Jon Ruff, president of Spire Realty, said Spire decided to put the property on the market after receiving inquiries from interested parties about the property, which he noted is a high-profile development in a high-profile market.

Ruff characterized the queries as being from “real estate groups” but declined to identify them.

“We had some people express interest in purchasing the property and developing it pursuant to the (new zoning approvals),” he said. Other parties expressed interest in owning the property in its current condition, he said, while still others expressed interest in investing equity in the future planned redevelopment.

Based on the inquiries, Ruff said, “we decided the prudent thing to do” was to take the project to market “and see what comes of that.”

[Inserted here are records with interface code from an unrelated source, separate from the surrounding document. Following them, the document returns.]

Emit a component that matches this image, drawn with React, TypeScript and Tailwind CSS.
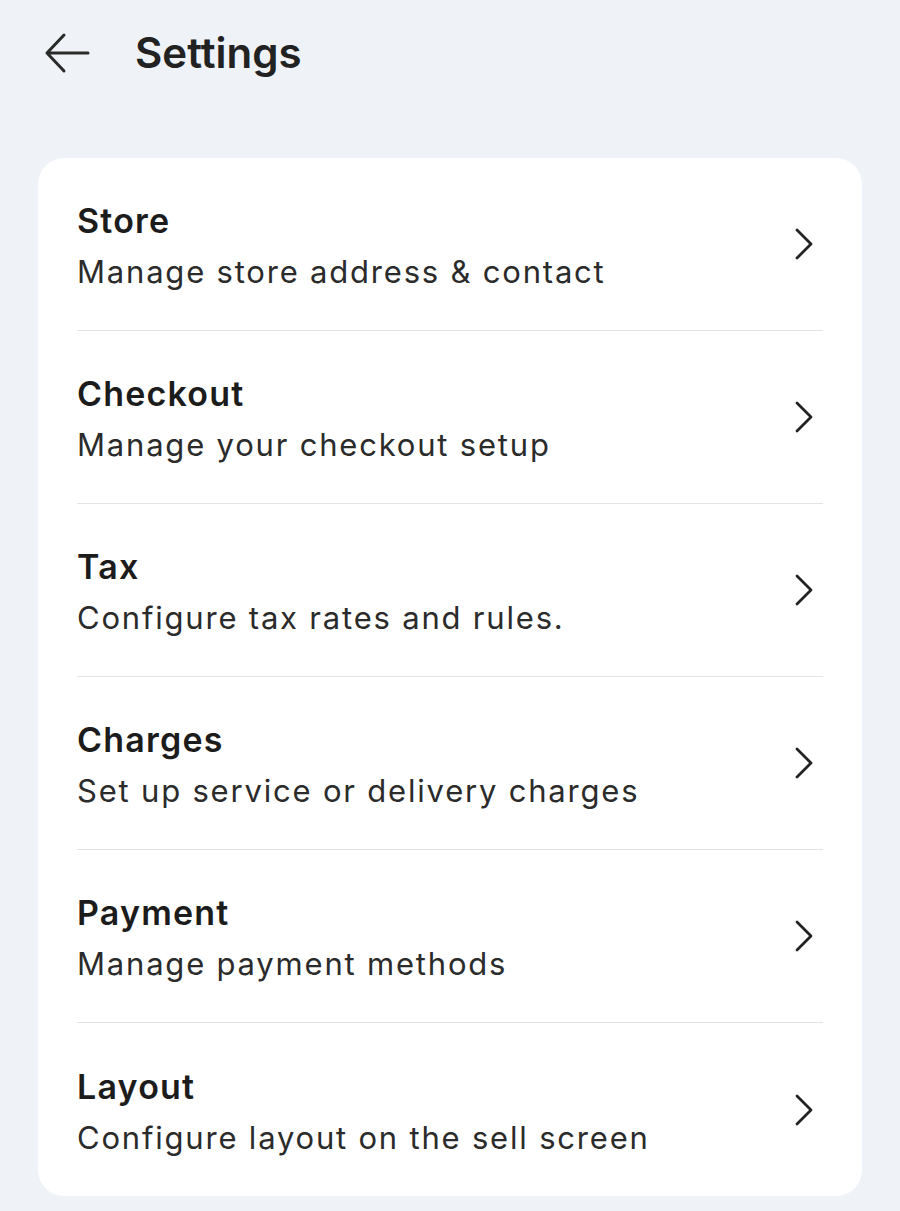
const items = [
  { title: 'Store', subtitle: 'Manage store address & contact' },
  { title: 'Checkout', subtitle: 'Manage your checkout setup' },
  { title: 'Tax', subtitle: 'Configure tax rates and rules.' },
  { title: 'Charges', subtitle: 'Set up service or delivery charges' },
  { title: 'Payment', subtitle: 'Manage payment methods' },
  { title: 'Layout', subtitle: 'Configure layout on the sell screen' },
];

function Chevron() {
  return (
    <svg width="20" height="32" viewBox="0 0 20 32" fill="none" className="text-[#222]">
      <path d="M3 2 L17 16 L3 30" stroke="currentColor" strokeWidth="2.8" strokeLinecap="round" strokeLinejoin="round" />
    </svg>
  );
}

function BackArrow() {
  return (
    <svg width="46" height="42" viewBox="0 0 46 42" fill="none" className="text-[#2a2a2a]">
      <path d="M44 21 H3 M20 3 L3 21 L20 39" stroke="currentColor" strokeWidth="3" strokeLinecap="round" strokeLinejoin="round" />
    </svg>
  );
}

export default function App() {
  return (
    <div className="min-h-[1211px] w-full bg-[#eff2f6] font-['Inter',sans-serif] text-[#1d1d1f]">
      {/* Header */}
      <div className="flex items-center h-[106px] pl-[44px]">
        <BackArrow />
        <h1 className="ml-[45px] text-[42px] font-semibold leading-none text-[#222]">Settings</h1>
      </div>

      {/* Card */}
      <div className="mx-[38px] mt-[52px] bg-white rounded-[26px] px-[39px]">
        {items.map((item, i) => (
          <div
            key={item.title}
            className={`flex items-center justify-between h-[173px] ${i < items.length - 1 ? 'border-b border-[#e3e3e3]' : ''}`}
          >
            <div className="flex flex-col pt-[7px]">
              <span className="text-[34px] leading-[40px] font-semibold tracking-[1.2px] text-[#1c1c1c]">{item.title}</span>
              <span className="mt-[9px] text-[31px] leading-[44px] tracking-[1.8px] text-[#2b2b2b]">{item.subtitle}</span>
            </div>
            <div className="mr-[9px]">
              <Chevron />
            </div>
          </div>
        ))}
      </div>
    </div>
  );
}
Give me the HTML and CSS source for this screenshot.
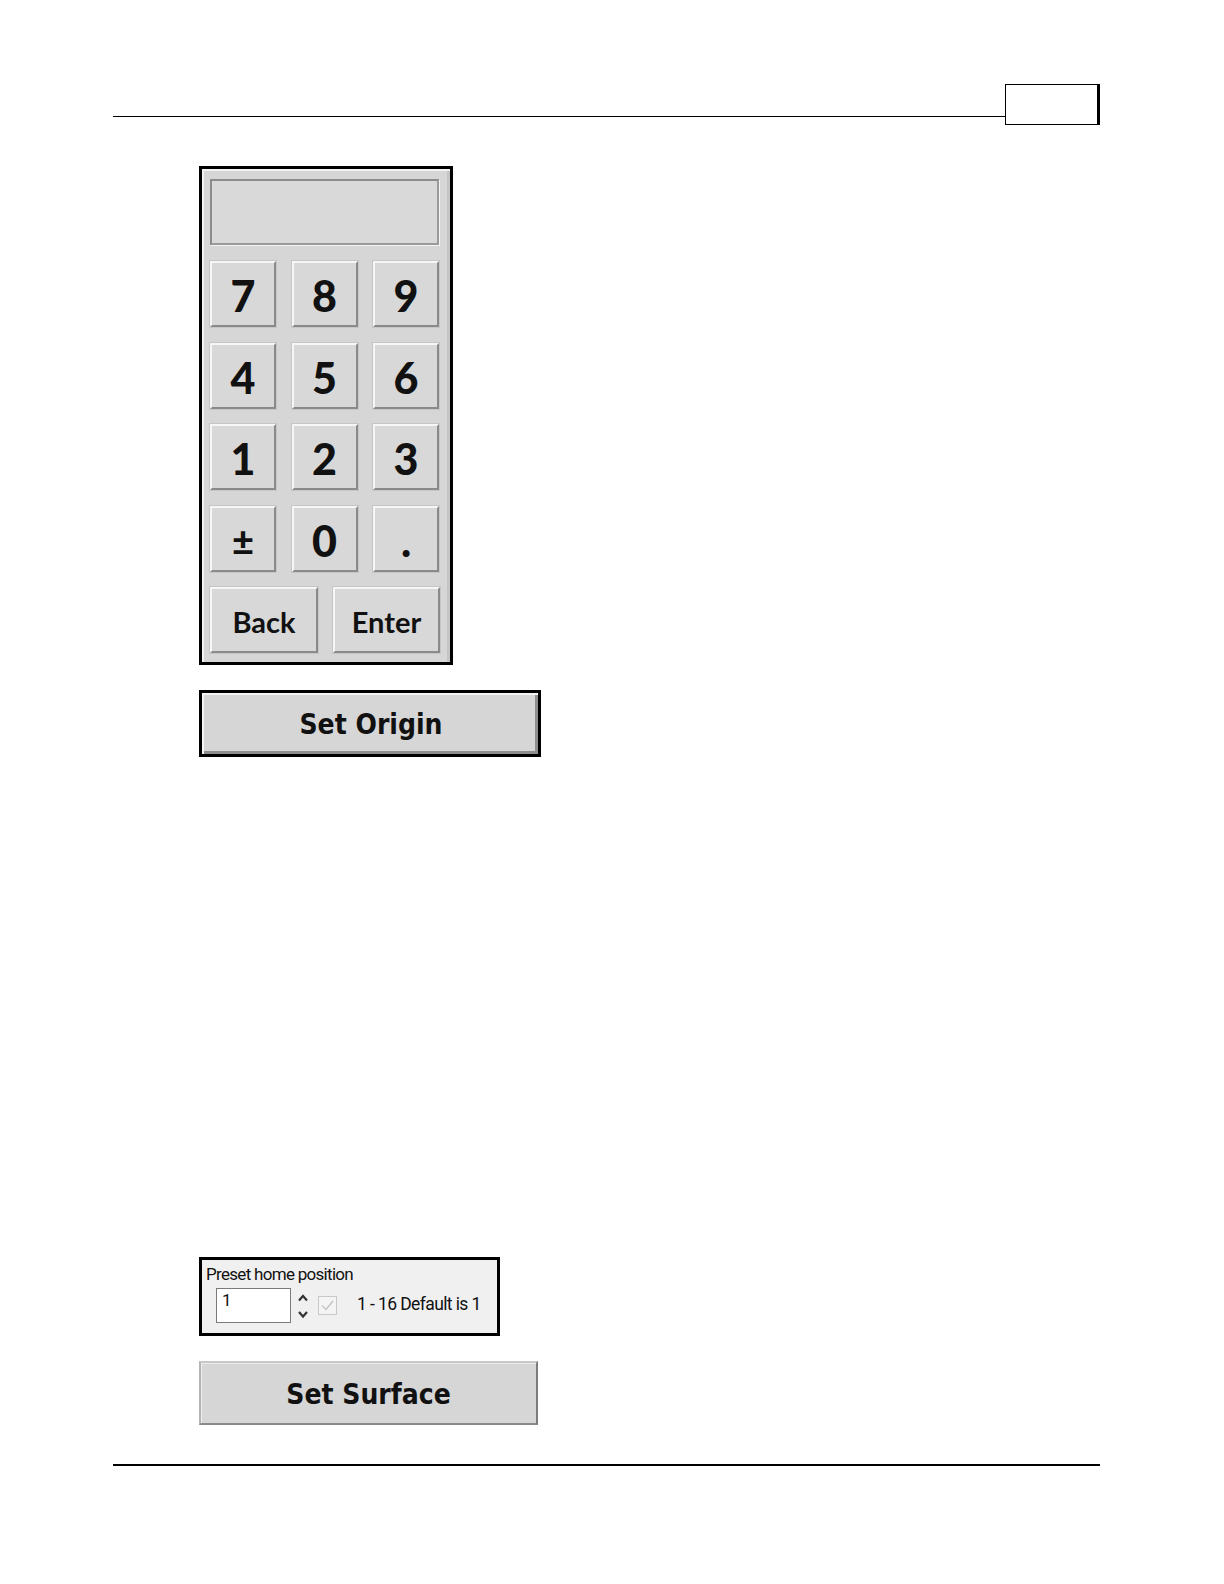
FILE: index.html
```html
<!DOCTYPE html>
<html>
<head>
<meta charset="utf-8">
<link rel="stylesheet" href="styles.css">
</head>
<body>
<div class="page">
  <header class="header">
    <div class="header-line"></div>
    <div class="header-box"></div>
  </header>

  <main class="content">
    <div class="keypad">
      <div class="display"></div>
      <div class="keys">
        <div class="key">7</div>
        <div class="key">8</div>
        <div class="key">9</div>
        <div class="key">4</div>
        <div class="key">5</div>
        <div class="key">6</div>
        <div class="key">1</div>
        <div class="key">2</div>
        <div class="key">3</div>
        <div class="key key-pm">±</div>
        <div class="key">0</div>
        <div class="key">.</div>
      </div>
      <div class="actions">
        <div class="key key-word">Back</div>
        <div class="key key-word">Enter</div>
      </div>
    </div>

    <div class="big-button origin">Set Origin</div>

    <div class="preset">
      <div class="preset-label">Preset home position</div>
      <div class="preset-row">
        <div class="preset-input">1</div>
        <div class="spin">
          <svg width="12" height="30" viewBox="0 0 12 30">
            <path d="M2 9.5 L6 5 L10 9.5" fill="none" stroke="#333" stroke-width="2.2"/>
            <path d="M2 21 L6 25.5 L10 21" fill="none" stroke="#333" stroke-width="2.2"/>
          </svg>
        </div>
        <div class="checkbox">
          <svg width="17" height="17" viewBox="0 0 17 17">
            <path d="M3 8.5 L7 12.5 L14 4" fill="none" stroke="#c4c4c4" stroke-width="1.4"/>
          </svg>
        </div>
        <div class="preset-hint">1 - 16 Default is 1</div>
      </div>
    </div>

    <div class="big-button surface">Set Surface</div>
  </main>

  <footer class="footer"></footer>
</div>
</body>
</html>
```

FILE: styles.css
```css
html, body {
  margin: 0;
  padding: 0;
  background: #ffffff;
  width: 1224px;
  height: 1584px;
  overflow: hidden;
}

.page {
  width: 1224px;
  height: 1584px;
  position: relative;
  overflow: hidden;
  font-family: "Lato", "Liberation Sans", sans-serif;
}

.header {
  display: flex;
  align-items: flex-start;
  padding-top: 84px;
  padding-left: 113px;
}

.header-line {
  width: 892px;
  height: 32px;
  border-bottom: 1.5px solid #000;
}

.header-box {
  width: 91px;
  height: 39px;
  border: 1.5px solid #000;
  border-right-width: 3px;
}

.content {
  margin-left: 199px;
  margin-top: 41px;
  display: flex;
  flex-direction: column;
  align-items: flex-start;
}

.keypad {
  box-sizing: border-box;
  width: 254px;
  height: 499px;
  border: 3px solid #000;
  background: #d6d6d6;
  box-shadow: inset 2px 2px 0 #f2f2f2, inset -3px 0 0 #c4c4c4;
  padding: 10px 11px 0 8px;
}

.display {
  width: 229px;
  height: 66px;
  box-sizing: border-box;
  border: 2px solid #8c8c8c;
  border-right-color: #9a9a9a;
  border-bottom-color: #9a9a9a;
  background: #d9d9d9;
  box-shadow: 1px 1px 0 #f4f4f4;
}

.keys {
  display: grid;
  grid-template-columns: 66px 66px 66px;
  grid-auto-rows: 66px;
  column-gap: 15.5px;
  row-gap: 15.7px;
  margin-top: 16px;
}

.key {
  box-sizing: border-box;
  display: flex;
  align-items: center;
  justify-content: center;
  background: #d8d8d8;
  border: 2px solid;
  border-color: #f6f6f6 #8a8a8a #8a8a8a #f6f6f6;
  box-shadow: 0 0 0 1px #c6c6c6;
  font-family: "Lato", "Liberation Sans", sans-serif;
  font-weight: 900;
  font-size: 43px;
  color: #111111;
  line-height: 1;
  padding-top: 3px;
}

.key-pm {
  font-size: 38px;
}

.actions {
  display: grid;
  grid-template-columns: 108px 107px;
  column-gap: 15px;
  grid-auto-rows: 66px;
  margin-top: 15px;
}

.key-word {
  font-size: 29px;
  font-weight: 700;
  padding-top: 2px;
}

.big-button {
  box-sizing: border-box;
  display: flex;
  align-items: center;
  justify-content: center;
  background: #d6d6d6;
  font-family: "DejaVu Sans Condensed", "DejaVu Sans", sans-serif;
  font-stretch: condensed;
  font-weight: 700;
  color: #111111;
}

.origin {
  margin-top: 25px;
  width: 342px;
  height: 67px;
  border: 3px solid #000;
  box-shadow: inset 2px 2px 0 #f4f4f4, inset -3px -3px 0 #8e8e8e;
  font-size: 28px;
  padding-left: 2px;
  padding-top: 2px;
}

.preset {
  margin-top: 500px;
  width: 301px;
  height: 79px;
  box-sizing: border-box;
  border: 3px solid #000;
  background: #f0f0f0;
  padding: 5px 0 0 4px;
  font-family: "Roboto", "Liberation Sans", sans-serif;
  color: #111;
}

.preset-label {
  font-size: 17px;
  letter-spacing: -0.7px;
  line-height: 19px;
}

.preset-row {
  display: flex;
  align-items: flex-start;
  margin-top: 4px;
  margin-left: 10px;
}

.preset-input {
  width: 75px;
  height: 35px;
  box-sizing: border-box;
  border: 1px solid #7a7a7a;
  background: #fff;
  font-size: 17px;
  line-height: 19px;
  padding: 2px 0 0 5px;
}

.spin {
  margin-left: 6px;
  margin-top: 3px;
  width: 12px;
  height: 30px;
}

.checkbox {
  margin-left: 9px;
  margin-top: 8px;
  width: 19px;
  height: 19px;
  box-sizing: border-box;
  border: 1px solid #c8c8c8;
  background: #f4f4f4;
  display: flex;
  align-items: center;
  justify-content: center;
}

.preset-hint {
  margin-left: 20px;
  margin-top: 6px;
  font-size: 17.5px;
  letter-spacing: -0.6px;
  line-height: 21px;
}

.surface {
  margin-top: 25px;
  width: 339px;
  height: 64px;
  border: 2px solid;
  border-color: #c8c8c8 #7c7c7c #8a8a8a #b4b4b4;
  box-shadow: inset 1px 1px 0 #ececec;
  font-size: 28px;
  padding-top: 2px;
}

.footer {
  position: absolute;
  left: 113px;
  top: 1464px;
  width: 987px;
  height: 0;
  border-top: 2px solid #000;
}
```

“Clearly there’s interest out here,” Ruff said. “All options are open. My responsibility is to make the best decision for our investors. We’ll see what the market tells us.”

Absent any acceptable options, “we would just continue business as usual” and proceed with the redevelopment, Ruff said. He said there is no specific timetable for breaking ground, adding that Spire would “move forward based on market timing.”

“It’s a market-driven project,” Ruff said. “We don’t have architectural drawings beyond schematics.”

Ruff declined to quote a range of pricing that Spire might expect the property to fetch.

“I certainly wouldn’t want to put a number out there,” he said. “We’ll see what comes to us.”

The Travis Central Appraisal District valued the 12 buildings at $87.4 million in 2017.

Toming said she thinks the project “will be shopped hard in the capital markets.”

“I believe they are going to have aggressive offers,” whether for bringing on an equity partner to redevelop the site, or for an outright sale, Toming said.

Austin Oaks is currently 82 percent leased with more than 140 tenants, with rents averaging 27 percent below market and lease terms of two years, on average, remaining. The property offers significant upside revenue potential from new leases and lease renewals at increased market rates, in one of the city’s strongest office sectors, HFF’s offering brochure states.

Austin Oaks is in the district of Austin City Council member Alison Alter, who with Council Member Kathie Tovo voted last year against rezoning the project as a planned unit development, or PUD.

“Although I was able to negotiate for additional community benefits to be provided in this zoning case, I voted against the zoning change for the Austin Oaks PUD at each opportunity because I did not believe the project was superior,” Alter said. “That remains my opinion whether the current owner develops the site or whether another entity develops the site.”